Required task:
Write out the material again exactly, please, and omit the pictures.

Data segment:
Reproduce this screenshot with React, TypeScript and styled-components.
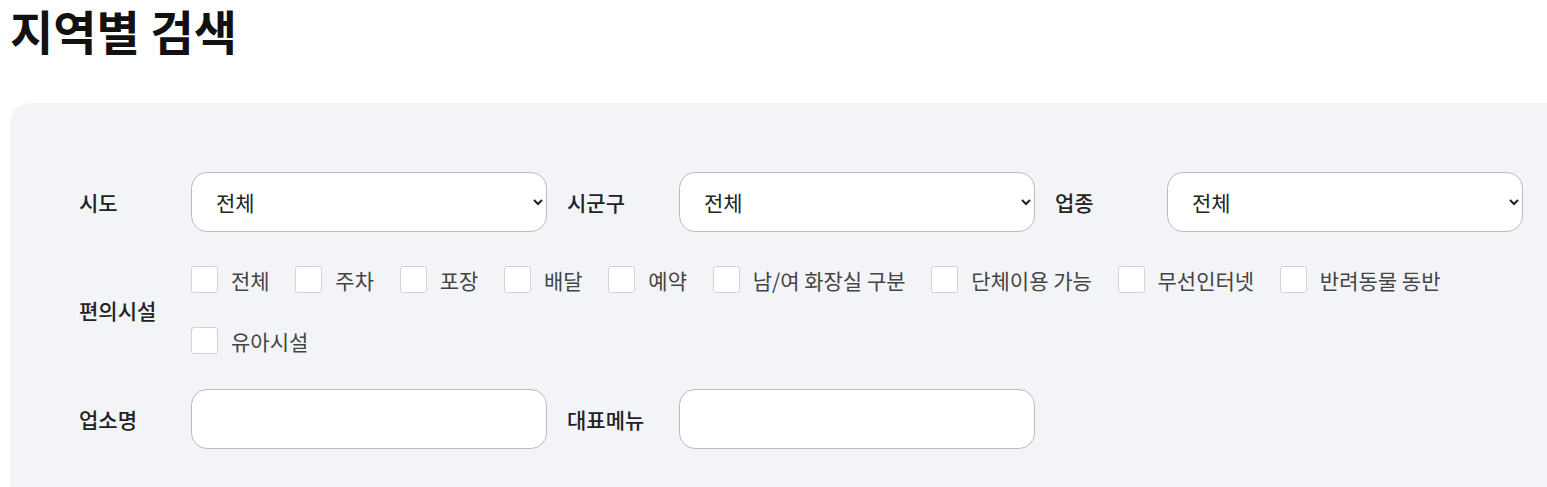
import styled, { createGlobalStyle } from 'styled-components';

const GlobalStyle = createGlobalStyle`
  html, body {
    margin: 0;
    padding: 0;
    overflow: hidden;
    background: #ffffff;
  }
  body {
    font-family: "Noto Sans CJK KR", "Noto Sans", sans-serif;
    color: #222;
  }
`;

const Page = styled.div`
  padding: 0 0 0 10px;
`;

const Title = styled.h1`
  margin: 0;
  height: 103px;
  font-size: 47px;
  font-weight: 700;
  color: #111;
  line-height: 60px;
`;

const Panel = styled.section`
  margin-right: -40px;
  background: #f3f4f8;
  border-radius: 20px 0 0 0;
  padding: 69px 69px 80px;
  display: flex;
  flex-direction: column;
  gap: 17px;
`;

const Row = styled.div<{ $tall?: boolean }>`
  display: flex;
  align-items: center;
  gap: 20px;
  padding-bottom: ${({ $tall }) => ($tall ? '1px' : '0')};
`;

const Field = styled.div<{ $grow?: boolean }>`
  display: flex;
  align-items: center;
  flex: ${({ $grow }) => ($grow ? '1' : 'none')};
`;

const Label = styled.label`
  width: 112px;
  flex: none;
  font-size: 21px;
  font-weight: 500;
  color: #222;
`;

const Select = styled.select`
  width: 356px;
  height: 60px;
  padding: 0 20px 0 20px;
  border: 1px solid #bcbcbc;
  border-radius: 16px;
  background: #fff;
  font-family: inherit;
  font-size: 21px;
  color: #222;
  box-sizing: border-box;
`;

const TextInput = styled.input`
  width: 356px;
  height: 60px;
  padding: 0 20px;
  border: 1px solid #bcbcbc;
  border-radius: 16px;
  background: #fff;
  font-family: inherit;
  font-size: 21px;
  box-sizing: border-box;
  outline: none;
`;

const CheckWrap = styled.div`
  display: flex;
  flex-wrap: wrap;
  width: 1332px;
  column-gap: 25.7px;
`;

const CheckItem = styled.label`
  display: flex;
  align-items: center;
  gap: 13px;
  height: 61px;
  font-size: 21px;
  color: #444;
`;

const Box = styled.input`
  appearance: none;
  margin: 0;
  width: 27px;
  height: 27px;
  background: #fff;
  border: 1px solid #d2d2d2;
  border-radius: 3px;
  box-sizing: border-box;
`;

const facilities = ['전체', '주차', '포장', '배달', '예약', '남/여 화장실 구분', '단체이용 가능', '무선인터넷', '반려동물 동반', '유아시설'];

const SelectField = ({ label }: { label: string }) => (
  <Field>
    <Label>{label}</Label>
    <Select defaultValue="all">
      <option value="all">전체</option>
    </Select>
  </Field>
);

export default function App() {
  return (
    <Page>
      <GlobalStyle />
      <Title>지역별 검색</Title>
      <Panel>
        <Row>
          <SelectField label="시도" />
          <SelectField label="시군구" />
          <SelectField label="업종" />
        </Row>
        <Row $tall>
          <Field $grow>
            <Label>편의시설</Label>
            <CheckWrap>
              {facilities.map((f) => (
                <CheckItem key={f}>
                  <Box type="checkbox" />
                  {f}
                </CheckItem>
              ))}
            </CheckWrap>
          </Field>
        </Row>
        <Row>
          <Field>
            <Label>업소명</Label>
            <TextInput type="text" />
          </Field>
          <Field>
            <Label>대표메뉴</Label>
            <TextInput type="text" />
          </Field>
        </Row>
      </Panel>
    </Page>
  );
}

Full solution:
Reproduce this screenshot with React, TypeScript and styled-components.
import styled, { createGlobalStyle } from 'styled-components';

const GlobalStyle = createGlobalStyle`
  html, body {
    margin: 0;
    padding: 0;
    overflow: hidden;
    background: #ffffff;
  }
  body {
    font-family: "Noto Sans CJK KR", "Noto Sans", sans-serif;
    color: #222;
  }
`;

const Page = styled.div`
  padding: 0 0 0 10px;
`;

const Title = styled.h1`
  margin: 0;
  height: 103px;
  font-size: 47px;
  font-weight: 700;
  color: #111;
  line-height: 60px;
`;

const Panel = styled.section`
  margin-right: -40px;
  background: #f3f4f8;
  border-radius: 20px 0 0 0;
  padding: 69px 69px 80px;
  display: flex;
  flex-direction: column;
  gap: 17px;
`;

const Row = styled.div<{ $tall?: boolean }>`
  display: flex;
  align-items: center;
  gap: 20px;
  padding-bottom: ${({ $tall }) => ($tall ? '1px' : '0')};
`;

const Field = styled.div<{ $grow?: boolean }>`
  display: flex;
  align-items: center;
  flex: ${({ $grow }) => ($grow ? '1' : 'none')};
`;

const Label = styled.label`
  width: 112px;
  flex: none;
  font-size: 21px;
  font-weight: 500;
  color: #222;
`;

const Select = styled.select`
  width: 356px;
  height: 60px;
  padding: 0 20px 0 20px;
  border: 1px solid #bcbcbc;
  border-radius: 16px;
  background: #fff;
  font-family: inherit;
  font-size: 21px;
  color: #222;
  box-sizing: border-box;
`;

const TextInput = styled.input`
  width: 356px;
  height: 60px;
  padding: 0 20px;
  border: 1px solid #bcbcbc;
  border-radius: 16px;
  background: #fff;
  font-family: inherit;
  font-size: 21px;
  box-sizing: border-box;
  outline: none;
`;

const CheckWrap = styled.div`
  display: flex;
  flex-wrap: wrap;
  width: 1332px;
  column-gap: 25.7px;
`;

const CheckItem = styled.label`
  display: flex;
  align-items: center;
  gap: 13px;
  height: 61px;
  font-size: 21px;
  color: #444;
`;

const Box = styled.input`
  appearance: none;
  margin: 0;
  width: 27px;
  height: 27px;
  background: #fff;
  border: 1px solid #d2d2d2;
  border-radius: 3px;
  box-sizing: border-box;
`;

const facilities = ['전체', '주차', '포장', '배달', '예약', '남/여 화장실 구분', '단체이용 가능', '무선인터넷', '반려동물 동반', '유아시설'];

const SelectField = ({ label }: { label: string }) => (
  <Field>
    <Label>{label}</Label>
    <Select defaultValue="all">
      <option value="all">전체</option>
    </Select>
  </Field>
);

export default function App() {
  return (
    <Page>
      <GlobalStyle />
      <Title>지역별 검색</Title>
      <Panel>
        <Row>
          <SelectField label="시도" />
          <SelectField label="시군구" />
          <SelectField label="업종" />
        </Row>
        <Row $tall>
          <Field $grow>
            <Label>편의시설</Label>
            <CheckWrap>
              {facilities.map((f) => (
                <CheckItem key={f}>
                  <Box type="checkbox" />
                  {f}
                </CheckItem>
              ))}
            </CheckWrap>
          </Field>
        </Row>
        <Row>
          <Field>
            <Label>업소명</Label>
            <TextInput type="text" />
          </Field>
          <Field>
            <Label>대표메뉴</Label>
            <TextInput type="text" />
          </Field>
        </Row>
      </Panel>
    </Page>
  );
}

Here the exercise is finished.